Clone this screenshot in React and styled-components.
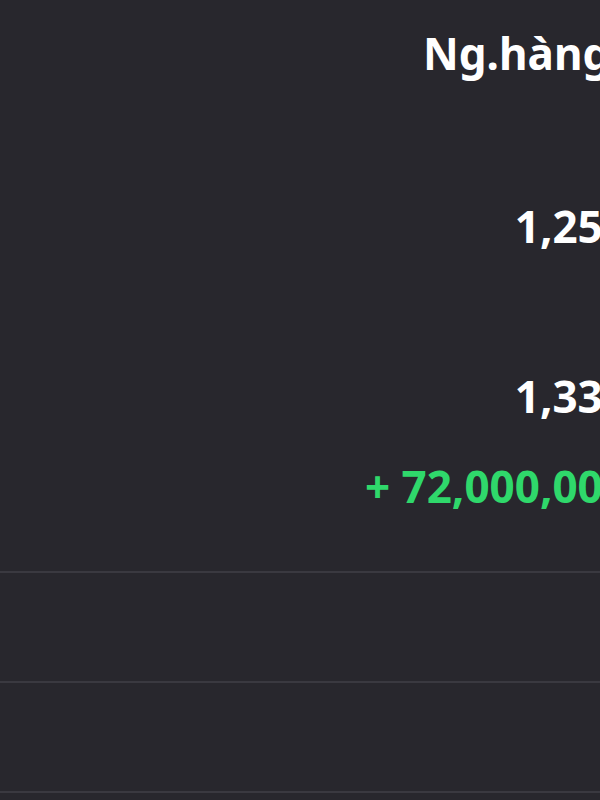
import React from "react";
import styled, { createGlobalStyle } from "styled-components";

const GlobalStyle = createGlobalStyle`
    html, body {
        margin: 0;
        padding: 0;
        background: #28272d;
        overflow: hidden;
    }
    * {
        box-sizing: border-box;
    }
`;

const Screen = styled.main`
    width: 740px;
    height: 800px;
    background: #28272d;
    font-family: "Noto Sans", "Open Sans", sans-serif;
    color: #ffffff;
`;

const Summary = styled.section`
    display: grid;
    grid-template-columns: 1fr 293px;
    padding: 23px 24px 55px 0;
`;

const HeadCell = styled.div`
    grid-column: 2;
    font-size: 44px;
    font-weight: 700;
    line-height: 60px;
    white-space: nowrap;
    text-align: left;
`;

const Values = styled.div`
    grid-column: 1 / span 2;
    display: flex;
    flex-direction: column;
    align-items: flex-end;
    padding-top: 113px;
`;

const Amount = styled.div`
    font-size: 44px;
    font-weight: 700;
    line-height: 60px;
    white-space: nowrap;
    color: ${({ $tone }) => ($tone === "up" ? "#2fd86b" : "#ffffff")};
    margin-top: ${({ $gap }) => $gap || 0}px;
`;

const EmptyRow = styled.div`
    height: 110px;
    border-top: 2px solid #3a3940;
`;

export default function App() {
    return (
        <>
            <GlobalStyle />
            <Screen>
                <Summary>
                    <HeadCell>Ng.hàng</HeadCell>
                    <Values>
                        <Amount>1,258,000</Amount>
                        <Amount $gap={110}>1,330,000</Amount>
                        <Amount $tone="up" $gap={30}>+ 72,000,000,000</Amount>
                    </Values>
                </Summary>
                <EmptyRow />
                <EmptyRow />
                <EmptyRow />
            </Screen>
        </>
    );
}
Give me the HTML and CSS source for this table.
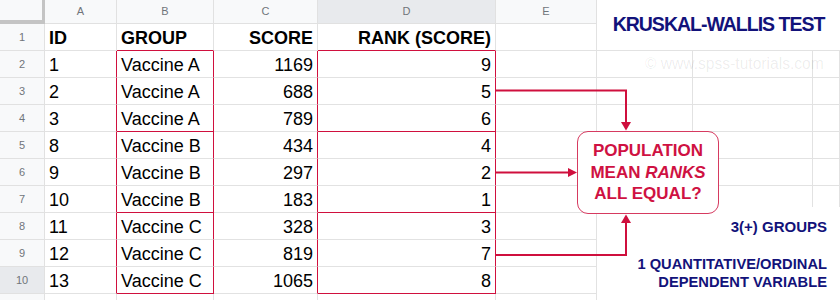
FILE: index.html
```html
<!DOCTYPE html>
<html>
<head>
<meta charset="utf-8">
<link rel="stylesheet" href="styles.css">
</head>
<body>
<div class="stage">
  <div class="sheet">
    <div class="corner"></div>
    <div class="ch">A</div><div class="ch">B</div><div class="ch">C</div><div class="ch sel">D</div><div class="ch">E</div><div class="ch blank"></div><div class="ch blank"></div><div class="ch blank"></div>

    <div class="rh">1</div>
    <div class="c b">ID</div><div class="c b rb">GROUP</div><div class="c b r">SCORE</div><div class="c b r rb">RANK (SCORE)</div><div class="c"></div><div class="c"></div><div class="c"></div><div class="c"></div>

    <div class="rh">2</div>
    <div class="c rr">1</div><div class="c rr">Vaccine A</div><div class="c r rr">1169</div><div class="c r rr">9</div><div class="c"></div><div class="c"></div><div class="c"></div><div class="c"></div>

    <div class="rh">3</div>
    <div class="c rr">2</div><div class="c rr">Vaccine A</div><div class="c r rr">688</div><div class="c r rr">5</div><div class="c"></div><div class="c"></div><div class="c"></div><div class="c"></div>

    <div class="rh">4</div>
    <div class="c rr">3</div><div class="c rr rb">Vaccine A</div><div class="c r rr">789</div><div class="c r rr rb">6</div><div class="c"></div><div class="c"></div><div class="c"></div><div class="c"></div>

    <div class="rh">5</div>
    <div class="c rr">8</div><div class="c rr">Vaccine B</div><div class="c r rr">434</div><div class="c r rr">4</div><div class="c"></div><div class="c"></div><div class="c"></div><div class="c"></div>

    <div class="rh">6</div>
    <div class="c rr">9</div><div class="c rr">Vaccine B</div><div class="c r rr">297</div><div class="c r rr">2</div><div class="c"></div><div class="c"></div><div class="c"></div><div class="c"></div>

    <div class="rh">7</div>
    <div class="c rr">10</div><div class="c rr rb">Vaccine B</div><div class="c r rr">183</div><div class="c r rr rb">1</div><div class="c"></div><div class="c"></div><div class="c"></div><div class="c"></div>

    <div class="rh">8</div>
    <div class="c rr">11</div><div class="c rr">Vaccine C</div><div class="c r rr">328</div><div class="c r rr">3</div><div class="c"></div><div class="c"></div><div class="c"></div><div class="c"></div>

    <div class="rh">9</div>
    <div class="c rr">12</div><div class="c rr">Vaccine C</div><div class="c r rr">819</div><div class="c r rr">7</div><div class="c"></div><div class="c"></div><div class="c"></div><div class="c"></div>

    <div class="rh sel">10</div>
    <div class="c rr">13</div><div class="c rr rb">Vaccine C</div><div class="c r rr">1065</div><div class="c r rr rb">8</div><div class="c"></div><div class="c"></div><div class="c"></div><div class="c"></div>

    <div class="rh"></div>
    <div class="c"></div><div class="c"></div><div class="c"></div><div class="c"></div><div class="c"></div><div class="c"></div><div class="c"></div><div class="c"></div>
  </div>

  <div class="title">KRUSKAL-WALLIS TEST</div>
  <div class="watermark">© www.spss-tutorials.com</div>

  <div class="notes">
    <p class="n1">3(+) GROUPS</p>
    <p class="n2">1 QUANTITATIVE/ORDINAL<br>DEPENDENT VARIABLE</p>
  </div>

  <div class="hyp"><div class="hyp-text">POPULATION<br>MEAN <i>RANKS</i><br>ALL EQUAL?</div></div>

  <svg class="arrows" width="840" height="300" viewBox="0 0 840 300">
    <g fill="none" stroke="#cf0f3d" stroke-width="2">
      <path d="M496 90.5 H626 V123"/>
      <path d="M496 172.5 H569"/>
      <path d="M496 255 H626 V222"/>
    </g>
    <g fill="#cf0f3d">
      <polygon points="621,122 631,122 626,130.5"/>
      <polygon points="568,168 568,177 577,172.5"/>
      <polygon points="621,223 631,223 626,214.5"/>
    </g>
  </svg>
</div>
</body>
</html>
```
FILE: styles.css
```css
html, body {
  margin: 0;
  padding: 0;
  background: #fff;
}

.stage {
  position: relative;
  width: 840px;
  height: 300px;
  overflow: hidden;
  font-family: "Liberation Sans", Arial, sans-serif;
}

.sheet {
  display: grid;
  grid-template-columns: 45px 72px 97px 104px 178px 101px 96px 120px 27px;
  grid-template-rows: 24px repeat(11, 27px);
}

.sheet > div {
  box-sizing: border-box;
}

.corner {
  background: #f8f9fa;
  border-right: 3px solid #c4c4c4;
  border-bottom: 4px solid #c4c4c4;
}

.ch {
  background: #f8f9fa;
  border-right: 1px solid #e1e1e1;
  border-bottom: 1px solid #e1e1e1;
  color: #70757a;
  font-size: 11px;
  line-height: 23px;
  text-align: center;
}

.ch.sel {
  background: #e8eaed;
}

.ch.blank {
  background: #fff;
}

.rh {
  background: #f8f9fa;
  border-right: 1px solid #e1e1e1;
  border-bottom: 1px solid #e1e1e1;
  color: #70757a;
  font-size: 11px;
  line-height: 26px;
  text-align: center;
}

.rh.sel {
  background: #e8eaed;
}

.c {
  border-right: 1px solid #e2e2e2;
  border-bottom: 1px solid #e2e2e2;
  font-size: 18px;
  line-height: 26px;
  padding: 1px 4px 0 4px;
  color: #000;
  white-space: nowrap;
}

.c.b {
  font-weight: bold;
}

.c.r {
  text-align: right;
}

.c.rr {
  border-right-color: #d0103e;
}

.c.rb {
  border-bottom-color: #d0103e;
}

.title {
  position: absolute;
  left: 597px;
  top: 0;
  width: 243px;
  height: 50px;
  box-sizing: border-box;
  padding-top: 13px;
  background: #fff;
  color: #12127a;
  font-weight: bold;
  font-size: 19.5px;
  line-height: 22px;
  letter-spacing: -1px;
  text-align: center;
}

.watermark {
  position: absolute;
  left: 645px;
  top: 55px;
  font-size: 15.6px;
  line-height: 18px;
  color: rgba(0, 0, 0, 0.08);
  white-space: nowrap;
}

.notes {
  position: absolute;
  left: 597px;
  top: 207px;
  width: 243px;
  height: 93px;
  box-sizing: border-box;
  padding: 10.5px 13px 0 0;
  background: #fff;
  color: #12127a;
  font-weight: bold;
  text-align: right;
}

.notes p {
  margin: 0;
}

.n1 {
  font-size: 15px;
  line-height: 18px;
}

.notes .n2 {
  margin-top: 19px;
  font-size: 14.7px;
  line-height: 18.3px;
}

.hyp {
  position: absolute;
  left: 577px;
  top: 131px;
  width: 142px;
  height: 83px;
  box-sizing: border-box;
  border: 1.5px solid #d63a60;
  border-radius: 11px;
  background: #fff;
  display: flex;
  align-items: center;
  justify-content: center;
}

.hyp-text {
  color: #cf1142;
  font-weight: bold;
  font-size: 17px;
  line-height: 21.5px;
  text-align: center;
}

.hyp-text i {
  font-style: italic;
}

.arrows {
  position: absolute;
  left: 0;
  top: 0;
}
```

* **What you need to do**
Write down only the number of lines that contain the string "components" in the listing.

* **Exercise solution**
2